Determine the number of lines containing the word "styles", and state that figure alone.

START Material provided

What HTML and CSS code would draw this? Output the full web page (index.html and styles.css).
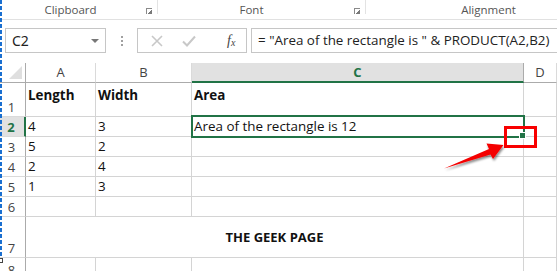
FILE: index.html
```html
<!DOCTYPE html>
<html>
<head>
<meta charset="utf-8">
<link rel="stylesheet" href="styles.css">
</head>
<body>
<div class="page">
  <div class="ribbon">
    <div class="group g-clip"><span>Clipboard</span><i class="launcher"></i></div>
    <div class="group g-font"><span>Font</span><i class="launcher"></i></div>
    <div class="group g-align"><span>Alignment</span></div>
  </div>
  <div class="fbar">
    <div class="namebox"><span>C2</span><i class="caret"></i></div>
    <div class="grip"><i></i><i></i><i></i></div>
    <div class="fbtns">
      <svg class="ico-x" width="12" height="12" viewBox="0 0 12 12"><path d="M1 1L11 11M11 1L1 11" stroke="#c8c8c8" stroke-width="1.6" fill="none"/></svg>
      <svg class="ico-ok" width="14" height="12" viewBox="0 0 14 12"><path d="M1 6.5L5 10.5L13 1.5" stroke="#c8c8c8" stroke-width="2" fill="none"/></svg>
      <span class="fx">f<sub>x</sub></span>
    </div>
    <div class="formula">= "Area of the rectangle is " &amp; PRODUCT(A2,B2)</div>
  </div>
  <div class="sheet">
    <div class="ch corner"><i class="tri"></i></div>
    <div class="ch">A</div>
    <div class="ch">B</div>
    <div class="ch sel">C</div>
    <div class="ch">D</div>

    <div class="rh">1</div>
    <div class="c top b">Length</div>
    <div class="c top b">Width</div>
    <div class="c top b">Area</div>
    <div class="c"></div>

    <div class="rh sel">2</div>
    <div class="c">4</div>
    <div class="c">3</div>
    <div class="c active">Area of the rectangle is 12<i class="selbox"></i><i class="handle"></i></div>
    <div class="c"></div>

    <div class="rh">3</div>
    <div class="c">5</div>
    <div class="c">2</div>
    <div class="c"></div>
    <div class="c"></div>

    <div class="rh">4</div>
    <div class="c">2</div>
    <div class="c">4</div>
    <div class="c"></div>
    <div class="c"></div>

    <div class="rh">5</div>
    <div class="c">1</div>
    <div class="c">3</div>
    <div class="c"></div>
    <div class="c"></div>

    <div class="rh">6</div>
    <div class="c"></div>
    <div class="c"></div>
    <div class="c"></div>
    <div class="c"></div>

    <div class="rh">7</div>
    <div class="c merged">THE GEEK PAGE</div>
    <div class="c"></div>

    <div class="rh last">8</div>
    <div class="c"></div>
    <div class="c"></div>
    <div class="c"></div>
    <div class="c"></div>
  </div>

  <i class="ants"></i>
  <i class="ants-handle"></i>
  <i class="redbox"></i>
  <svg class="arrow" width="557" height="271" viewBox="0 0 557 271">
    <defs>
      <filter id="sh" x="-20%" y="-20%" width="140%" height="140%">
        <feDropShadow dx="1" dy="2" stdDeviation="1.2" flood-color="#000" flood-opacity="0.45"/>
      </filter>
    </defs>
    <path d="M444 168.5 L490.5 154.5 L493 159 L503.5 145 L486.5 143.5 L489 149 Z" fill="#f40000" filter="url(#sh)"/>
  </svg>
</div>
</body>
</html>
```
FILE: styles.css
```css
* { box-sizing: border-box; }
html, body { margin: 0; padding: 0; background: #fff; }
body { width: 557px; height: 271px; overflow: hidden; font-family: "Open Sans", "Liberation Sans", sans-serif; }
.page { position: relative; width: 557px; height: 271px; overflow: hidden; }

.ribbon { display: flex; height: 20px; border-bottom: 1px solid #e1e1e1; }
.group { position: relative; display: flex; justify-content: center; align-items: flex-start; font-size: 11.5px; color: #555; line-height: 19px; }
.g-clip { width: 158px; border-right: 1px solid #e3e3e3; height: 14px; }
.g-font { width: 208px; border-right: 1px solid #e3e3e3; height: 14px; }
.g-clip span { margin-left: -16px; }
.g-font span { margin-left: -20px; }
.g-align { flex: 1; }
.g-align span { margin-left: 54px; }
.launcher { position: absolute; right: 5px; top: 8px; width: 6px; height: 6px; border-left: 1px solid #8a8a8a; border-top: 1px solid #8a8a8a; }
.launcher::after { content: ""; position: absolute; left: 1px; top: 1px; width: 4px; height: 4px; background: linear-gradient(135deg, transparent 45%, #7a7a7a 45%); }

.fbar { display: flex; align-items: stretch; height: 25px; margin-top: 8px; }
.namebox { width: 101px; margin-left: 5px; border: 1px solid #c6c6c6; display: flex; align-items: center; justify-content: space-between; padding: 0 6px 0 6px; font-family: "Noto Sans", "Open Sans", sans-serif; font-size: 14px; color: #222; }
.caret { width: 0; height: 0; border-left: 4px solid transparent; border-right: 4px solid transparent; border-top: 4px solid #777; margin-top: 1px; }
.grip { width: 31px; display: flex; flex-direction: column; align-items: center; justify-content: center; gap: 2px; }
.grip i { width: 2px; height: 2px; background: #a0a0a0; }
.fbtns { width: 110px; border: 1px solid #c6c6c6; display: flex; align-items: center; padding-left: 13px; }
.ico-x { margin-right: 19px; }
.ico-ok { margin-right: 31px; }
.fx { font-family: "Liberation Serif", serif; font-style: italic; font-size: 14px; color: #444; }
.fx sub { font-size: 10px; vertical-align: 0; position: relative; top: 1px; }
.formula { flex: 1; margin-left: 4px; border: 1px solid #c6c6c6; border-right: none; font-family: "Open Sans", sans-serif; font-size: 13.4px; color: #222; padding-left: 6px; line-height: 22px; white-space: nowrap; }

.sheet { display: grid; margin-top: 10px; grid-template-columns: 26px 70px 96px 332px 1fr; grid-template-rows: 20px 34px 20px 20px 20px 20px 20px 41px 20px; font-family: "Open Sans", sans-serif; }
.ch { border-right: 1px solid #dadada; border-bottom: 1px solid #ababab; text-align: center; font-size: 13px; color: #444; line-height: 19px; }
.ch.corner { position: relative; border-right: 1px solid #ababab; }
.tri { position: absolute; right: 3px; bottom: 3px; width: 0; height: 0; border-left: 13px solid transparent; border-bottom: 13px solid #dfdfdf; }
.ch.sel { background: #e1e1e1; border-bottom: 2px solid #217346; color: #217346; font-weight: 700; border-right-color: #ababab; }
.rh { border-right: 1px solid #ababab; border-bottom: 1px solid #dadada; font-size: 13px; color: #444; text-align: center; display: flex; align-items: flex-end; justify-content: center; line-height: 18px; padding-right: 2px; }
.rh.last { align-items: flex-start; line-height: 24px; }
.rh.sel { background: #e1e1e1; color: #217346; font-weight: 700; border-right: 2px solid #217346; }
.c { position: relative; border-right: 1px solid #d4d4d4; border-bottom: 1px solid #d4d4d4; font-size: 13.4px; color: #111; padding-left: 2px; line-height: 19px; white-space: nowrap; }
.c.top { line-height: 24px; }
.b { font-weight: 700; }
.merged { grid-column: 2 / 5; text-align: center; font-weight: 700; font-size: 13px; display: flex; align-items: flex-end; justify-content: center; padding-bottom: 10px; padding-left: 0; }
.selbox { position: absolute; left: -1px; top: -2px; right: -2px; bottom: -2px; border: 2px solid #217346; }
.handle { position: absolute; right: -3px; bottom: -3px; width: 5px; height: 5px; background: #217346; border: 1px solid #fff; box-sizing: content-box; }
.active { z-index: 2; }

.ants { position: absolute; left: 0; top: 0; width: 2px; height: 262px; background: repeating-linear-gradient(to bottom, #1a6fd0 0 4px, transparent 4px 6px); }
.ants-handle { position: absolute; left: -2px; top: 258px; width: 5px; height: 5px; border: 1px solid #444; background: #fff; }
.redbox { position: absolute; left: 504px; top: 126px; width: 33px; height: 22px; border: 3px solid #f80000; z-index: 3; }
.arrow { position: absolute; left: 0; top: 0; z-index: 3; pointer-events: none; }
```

END Material provided

▶ [Output of the exercise]
3